Data section
<<<<

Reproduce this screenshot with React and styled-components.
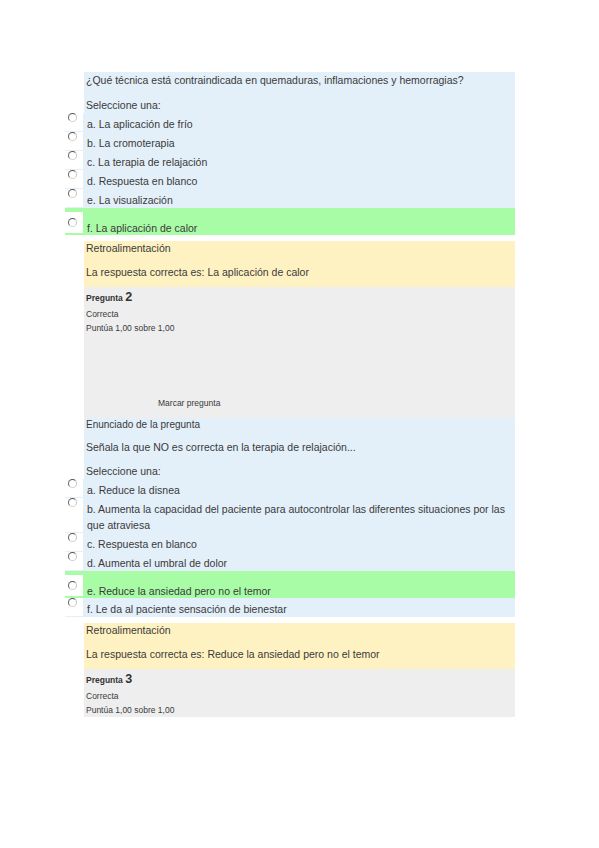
import React from 'react'
import styled, { createGlobalStyle } from 'styled-components'

const Global = createGlobalStyle`
  html, body { margin: 0; padding: 0; background: #fff; }
  body {
    font-family: "Liberation Sans", Arial, sans-serif;
    color: #3a3a3a;
  }
`

const Page = styled.div`
  width: 450px;
  margin: 72px 0 0 65px;
`

const Prompt = styled.div`
  margin-left: 19px;
  background: #e3eff9;
  padding-left: 2px;
`

const Line = styled.div`
  font-size: ${p => p.$fs || 10.5}px;
  line-height: ${p => p.$lh || 16}px;
  margin-top: ${p => p.$mt || 0}px;
  white-space: nowrap;
`

const Answers = styled.div`
  background: #e3eff9;
`

const Option = styled.div`
  display: flex;
  align-items: flex-start;
  background: ${p => (p.$correct ? '#a9fca6' : 'transparent')};
`

const RadioCell = styled.div`
  flex: none;
  width: 18px;
  align-self: stretch;
  background: #fff;
  margin: ${p => (p.$correct ? '4px 0 2px' : '0 0 1px')};
`

const Radio = styled.span`
  display: block;
  box-sizing: border-box;
  width: 9px;
  height: 9px;
  border-radius: 50%;
  border: 1.2px solid;
  border-color: #555 #c4c4c4 #d4d4d4 #666;
  background: #fff;
  margin: ${p => (p.$correct ? '5.5px' : '0')} 0 0 3px;
`

const Label = styled.div`
  flex: 1;
  font-size: 10.5px;
  line-height: ${p => (p.$correct ? 13 : 16)}px;
  padding: ${p => (p.$correct ? '14px 0 0 4px' : '3px 0 0 4px')};
  white-space: nowrap;
`

const Feedback = styled.div`
  margin: 6px 0 0 19px;
  background: #fff2c2;
  padding: 0 0 7px 2px;
`

const Info = styled.div`
  margin-left: 19px;
  background: #eeeeee;
  padding: 1px 0 ${p => p.$pb || 0}px 2px;
`

const QNo = styled.div`
  font-size: 8.5px;
  font-weight: bold;
  line-height: 18px;
  color: #333;

  span {
    font-size: 12.5px;
  }
`

const Small = styled.div`
  font-size: 8.5px;
  line-height: ${p => p.$lh || 15}px;
`

const FlagArea = styled.div`
  height: 61px;
`

const Flag = styled.div`
  font-size: 8.5px;
  line-height: 14px;
  margin-left: 72px;
`

function Choice({ correct, children }) {
  return (
    <Option $correct={correct}>
      <RadioCell $correct={correct}>
        <Radio $correct={correct} />
      </RadioCell>
      <Label $correct={correct}>{children}</Label>
    </Option>
  )
}

function QuestionInfo({ n, flag }) {
  return (
    <Info $pb={flag ? 8 : 0}>
      <QNo>
        Pregunta <span>{n}</span>
      </QNo>
      <Small>Correcta</Small>
      <Small $lh={13}>Puntúa 1,00 sobre 1,00</Small>
      {flag && (
        <>
          <FlagArea />
          <Flag>Marcar pregunta</Flag>
        </>
      )}
    </Info>
  )
}

export default function App() {
  return (
    <Page>
      <Global />

      <Prompt>
        <Line>¿Qué técnica está contraindicada en quemaduras, inflamaciones y hemorragias?</Line>
        <Line $mt={9}>Seleccione una:</Line>
      </Prompt>
      <Answers>
        <Choice>a. La aplicación de frío</Choice>
        <Choice>b. La cromoterapia</Choice>
        <Choice>c. La terapia de relajación</Choice>
        <Choice>d. Respuesta en blanco</Choice>
        <Choice>e. La visualización</Choice>
        <Choice correct>f. La aplicación de calor</Choice>
      </Answers>
      <Feedback>
        <Line $lh={15}>Retroalimentación</Line>
        <Line $mt={8}>La respuesta correcta es: La aplicación de calor</Line>
      </Feedback>

      <QuestionInfo n={2} flag />

      <Prompt>
        <Line $fs={10} $lh={13}>Enunciado de la pregunta</Line>
        <Line $mt={8}>Señala la que NO es correcta en la terapia de relajación...</Line>
        <Line $mt={8}>Seleccione una:</Line>
      </Prompt>
      <Answers>
        <Choice>a. Reduce la disnea</Choice>
        <Choice>
          b. Aumenta la capacidad del paciente para autocontrolar las diferentes situaciones por las
          <br />
          que atraviesa
        </Choice>
        <Choice>c. Respuesta en blanco</Choice>
        <Choice>d. Aumenta el umbral de dolor</Choice>
        <Choice correct>e. Reduce la ansiedad pero no el temor</Choice>
        <Choice>f. Le da al paciente sensación de bienestar</Choice>
      </Answers>
      <Feedback>
        <Line $lh={15}>Retroalimentación</Line>
        <Line $mt={8}>La respuesta correcta es: Reduce la ansiedad pero no el temor</Line>
      </Feedback>

      <QuestionInfo n={3} />
    </Page>
  )
}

>>>>

Given request
Read the lines above. Gather those in which the string "components" is found.

Result of this task
Reproduce this screenshot with React and styled-components.
import styled, { createGlobalStyle } from 'styled-components'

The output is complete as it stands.